Other accounting standards updates effective after December 31, 2014, are not expected to have a material effect on
the company’s financial position, annual results of operations and/or cash flows.
Reclassifications
Our consolidated statements of cash flows for 2014 and 2013 reflect cash flows from operating activities presented
solely on the indirect method. The company previously presented both the direct method and indirect method for our
cash flows from operating activities. This change in reporting method had no effect on the amount of our net cash
flows from operating activities.
In the first quarter of 2014, we reclassified our cash awards incentive compensation accrual from other current
liabilities to accrued employee compensation, which are both reported within current liabilities on the consolidated
statement of financial position. The reclassification reduced other current liabilities and increased accrued employee
compensation by $226 million and $277 million, as of December 31, 2014 and 2013, respectively.
Shareholders' Equity
The company records the difference between the cost of shares repurchased and their par value as a reduction of
paid-in capital to the extent of its balance and then as a reduction of retained earnings.
Accumulated Other Comprehensive Loss
The components of accumulated other comprehensive loss are as follows:
December 31
$ in millions 2014 2013
Unamortized benefit plan costs, net of tax benefit of $3,395 in 2014 and $1,972 in 2013 $(5,316)$(3,000)
Cumulative translation adjustment (41)18
Net unrealized gain (loss) on marketable securities and cash flow hedges, net of tax 1(2)
Total accumulated other comprehensive loss $(5,356)$(2,984)
Unamortized benefit plan costs consist primarily of net after-tax actuarial losses totaling $5.6 billion and $3.3 billion
as of December 31, 2014 and 2013, respectively. Net actuarial gains or losses are re-determined annually or upon
remeasurement events and principally arise from changes in the rate used to discount our benefit obligations and
differences between expected and actual returns on plan assets.
Reclassifications from accumulated other comprehensive income to net earnings related to the amortization of
benefit plan costs were $145 million, $319 million and $204 million, net of taxes, for the years ended December 31,
2014, 2013 and 2012, respectively. The reclassifications represent the amortization of net actuarial losses and prior
service credits for the company's retirement benefit plans, and are included in the computation of net periodic
pension cost (See Note 12 for further information).

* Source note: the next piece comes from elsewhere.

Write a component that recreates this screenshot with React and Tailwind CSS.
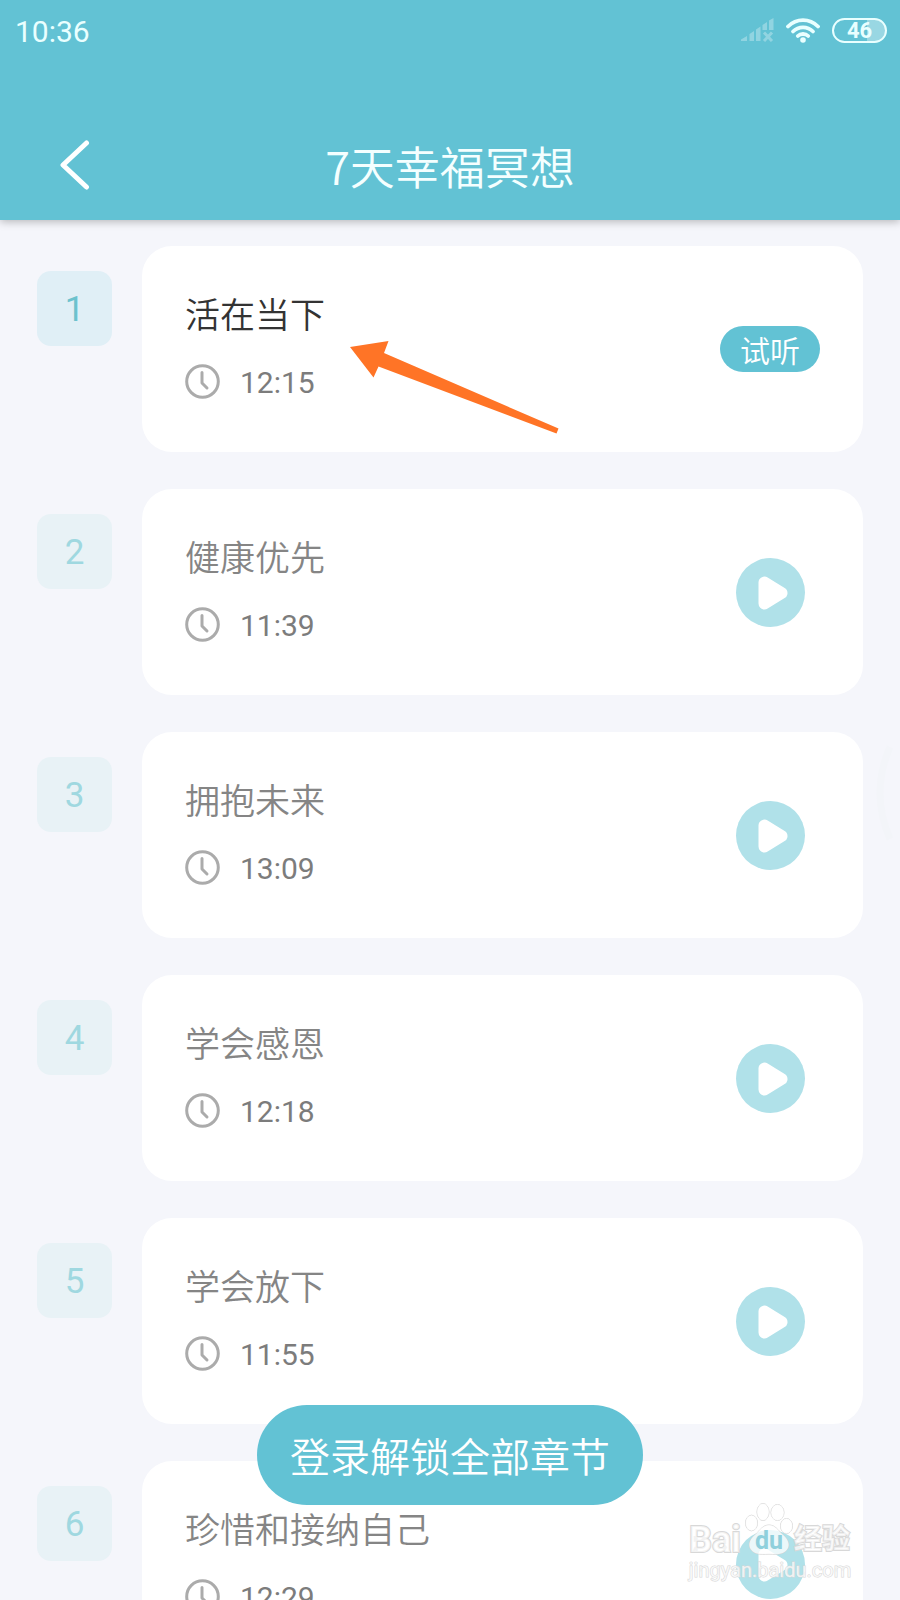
import React, { useState } from 'react';

const chapters = [
  { id: 1, title: '活在当下', time: '12:15', free: true },
  { id: 2, title: '健康优先', time: '11:39' },
  { id: 3, title: '拥抱未来', time: '13:09' },
  { id: 4, title: '学会感恩', time: '12:18' },
  { id: 5, title: '学会放下', time: '11:55' },
  { id: 6, title: '珍惜和接纳自己', time: '12:29' },
];

function StatusBar() {
  return (
    <div className="flex items-center justify-between h-[60px] pl-[15px] pr-[13px]">
      <span className="pt-[3px] text-[30px] leading-[60px] text-[#e9ffff]">10:36</span>
      <div className="flex items-center gap-3">
        <svg className="w-[33px] h-[24px] opacity-30" viewBox="0 0 33 24" fill="#fff">
          <path d="M0 23V21.500L6 18V23ZM8.500 16L13 13V23H8.500ZM15 11.500L19.500 8.500V23H15ZM21.500 7L26 4V12H21.500ZM28 2.500L32.500 0V12H28Z" />
          <path d="M23 14.500L31 23M31 14.500L23 23" stroke="#fff" strokeWidth="3" />
        </svg>
        <svg className="w-[34px] h-[25px]" viewBox="0 0 34 25" fill="none" stroke="#e9ffff" strokeWidth="3.800" strokeLinecap="round">
          <path d="M2 8.500C10.500 0 23.500 0 32 8.500" />
          <path d="M7 13.500C12.500 8 21.500 8 27 13.500" />
          <path d="M11.800 18C14.500 15.300 19.500 15.300 22.200 18" />
          <circle cx="17" cy="22" r="2.800" fill="#e9ffff" stroke="none" />
        </svg>
        <div className="flex items-center justify-center w-[55px] h-[25px] rounded-full border-2 border-[#e9ffff] bg-linear-to-r from-transparent from-65% to-white/35 to-65%">
          <span className="pt-px font-bold text-[22px] leading-5 text-[#e9ffff]">46</span>
        </div>
      </div>
    </div>
  );
}

function TopBar() {
  return (
    <header className="relative z-10 shrink-0 h-[220px] bg-[#62c2d4] shadow-[0_2px_8px_rgba(0,0,0,0.25)]">
      <StatusBar />
      <div className="grid grid-cols-[100px_1fr_100px] items-center h-[120px] mt-[45px]">
        <button aria-label="返回" className="flex items-center justify-center h-[80px] pl-[50px]">
          <svg className="w-[30px] h-[50px]" viewBox="0 0 30 50" fill="none" stroke="#fff" strokeWidth="5" strokeLinecap="round" strokeLinejoin="round">
            <path d="M26.500 3L3 25L26.500 47" />
          </svg>
        </button>
        <h1 className="pt-[2px] text-center font-['Noto_Sans_CJK_SC',sans-serif] text-[45px] leading-[60px] text-[#f4ffff] font-[350]">7天幸福冥想</h1>
      </div>
    </header>
  );
}

function Clock() {
  return (
    <svg className="w-[35px] h-[35px]" viewBox="0 0 35 35" fill="none" stroke="#ababab" strokeWidth="3" strokeLinecap="round" strokeLinejoin="round">
      <circle cx="17.500" cy="17.500" r="15.800" />
      <path d="M17 8.500V19L22 24" />
    </svg>
  );
}

// hint arrow laid over the first card
function Arrow() {
  return (
    <svg className="absolute left-[208px] top-[94px] w-[209px] h-[94px]" viewBox="0 0 209 94" fill="#ff7426">
      <path d="M0 7L38.500 1L34 13L208.500 88.500L206.500 93.500L28.500 26.500L23.500 37.500Z" />
    </svg>
  );
}

function Chapter({ chapter, onPlay }) {
  const free = chapter.free;
  return (
    <li className="flex gap-[30px]">
      <div className={`flex items-center justify-center shrink-0 w-[75px] h-[75px] pt-1 mt-[25px] rounded-[14px] text-[35px] ${free ? 'bg-[#e0eff6] text-[#6cc2cd]' : 'bg-[#e8f2f6] text-[#9fd8e0]'}`}>
        {chapter.id}
      </div>
      <div className="relative flex flex-1 h-[206px] pl-[43px] pr-[43px] rounded-[30px] bg-white">
        <div className="flex-1 pt-[47px]">
          <h2 className={`text-[35px] leading-[48px] font-[350] ${free ? 'text-[#333]' : 'text-[#858585]'}`}>{chapter.title}</h2>
          <div className="flex items-center gap-[20px] h-[36px] mt-[22px]">
            <Clock />
            <span className="pt-1 text-[30px] leading-8 text-[#7c7c7c]">{chapter.time}</span>
          </div>
        </div>
        <div className="flex items-center justify-center w-[100px]">
          {free ? (
            <button onClick={() => onPlay(chapter.id)} className="w-full h-[46px] pt-[6px] rounded-full bg-[#62c2d4] text-[30px] leading-10 font-[350] text-white">
              试听
            </button>
          ) : (
            <button onClick={() => onPlay(chapter.id)} aria-label={`播放 ${chapter.title}`} className="flex items-center justify-center w-[69px] h-[69px] rounded-full bg-[#b0e1e9]">
              <svg className="w-[69px] h-[69px]" viewBox="0 0 69 69" fill="#fff" stroke="#fff" strokeWidth="12" strokeLinejoin="round">
                <path d="M28.500 24.500V45.500L45.500 35Z" />
              </svg>
            </button>
          )}
        </div>
        {free && <Arrow />}
      </div>
    </li>
  );
}

function Watermark() {
  return (
    <div className="absolute right-[46px] bottom-[18px] w-[168px] text-white/70 [paint-order:stroke_fill] [-webkit-text-stroke:2px_#d8d8d8] pointer-events-none">
      <div className="flex items-end justify-between h-[56px] pl-[3px] pr-1">
        <span className="font-bold text-[36px] leading-9">Bai</span>
        <svg className="absolute left-[58px] top-0 w-[56px] h-[56px]" viewBox="0 0 56 56" fill="#fff" fillOpacity="0.75" stroke="#d4d4d4">
          <ellipse cx="7.500" cy="21" rx="6" ry="7.800" />
          <ellipse cx="19" cy="10" rx="6" ry="8.500" />
          <ellipse cx="33.500" cy="10.500" rx="6.500" ry="8" />
          <ellipse cx="42.500" cy="24" rx="6" ry="7.500" />
          <path d="M25 23C31 23 34 28 38 32C43 36 46 41 44 46C41 52 34 53 25 52C16 53 9 52 6 46C4 41 7 36 12 32C16 28 19 23 25 23Z" />
          <text x="25" y="47" textAnchor="middle" fontSize="25" fontWeight="700" fill="#8fd0dc" fillOpacity="1" stroke="none" className="[-webkit-text-stroke:0]">du</text>
        </svg>
        <span className="font-bold text-[28px] leading-9">经验</span>
      </div>
      <div className="text-center text-[20px] leading-6 [-webkit-text-stroke:1px_#d8d8d8]">jingyan.baidu.com</div>
    </div>
  );
}

export default function App() {
  const [current, setCurrent] = useState(null);

  return (
    <div className="relative flex flex-col h-screen overflow-hidden bg-[#f5f6fb] font-[Roboto,'Noto_Sans_CJK_SC',sans-serif]">
      <TopBar />
      <main className="flex-1 min-h-0 overflow-y-auto [scrollbar-width:none]" data-current={current}>
        <ol className="flex flex-col gap-[37px] px-[37px] pt-[26px] pb-[37px]">
          {chapters.map((chapter) => (
            <Chapter key={chapter.id} chapter={chapter} onPlay={setCurrent} />
          ))}
        </ol>
      </main>

      {/* side handle */}
      <svg className="absolute right-0 top-[745px] w-[24px] h-[96px]" viewBox="0 0 24 96" fill="none" stroke="#f3f5f9" strokeWidth="7">
        <path d="M14 2C1 32 1 64 14 94" />
      </svg>

      <div className="absolute inset-x-0 bottom-[95px] flex justify-center pointer-events-none">
        <button className="h-[100px] px-[33px] pt-[7px] rounded-full bg-[#62c2d4] text-[40px] leading-[60px] font-[350] text-white pointer-events-auto">
          登录解锁全部章节
        </button>
      </div>
      <Watermark />
    </div>
  );
}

Reclassifications from accumulated other comprehensive income to net earnings, relating to cumulative translation
adjustments, marketable securities and effective cash flow hedges for the years ended December 31, 2014, 2013 and
2012, respectively, were not material. Reclassifications for cumulative translation adjustments and marketable
securities are recorded in other income, and reclassifications for effective cash flow hedges are recorded in operating
income.
2. EARNINGS PER SHARE, SHARE REPURCHASES AND DIVIDENDS ON COMMON STOCK
Basic Earnings Per Share
We calculate basic earnings per share by dividing net earnings by the weighted-average number of shares of
common stock outstanding during each period.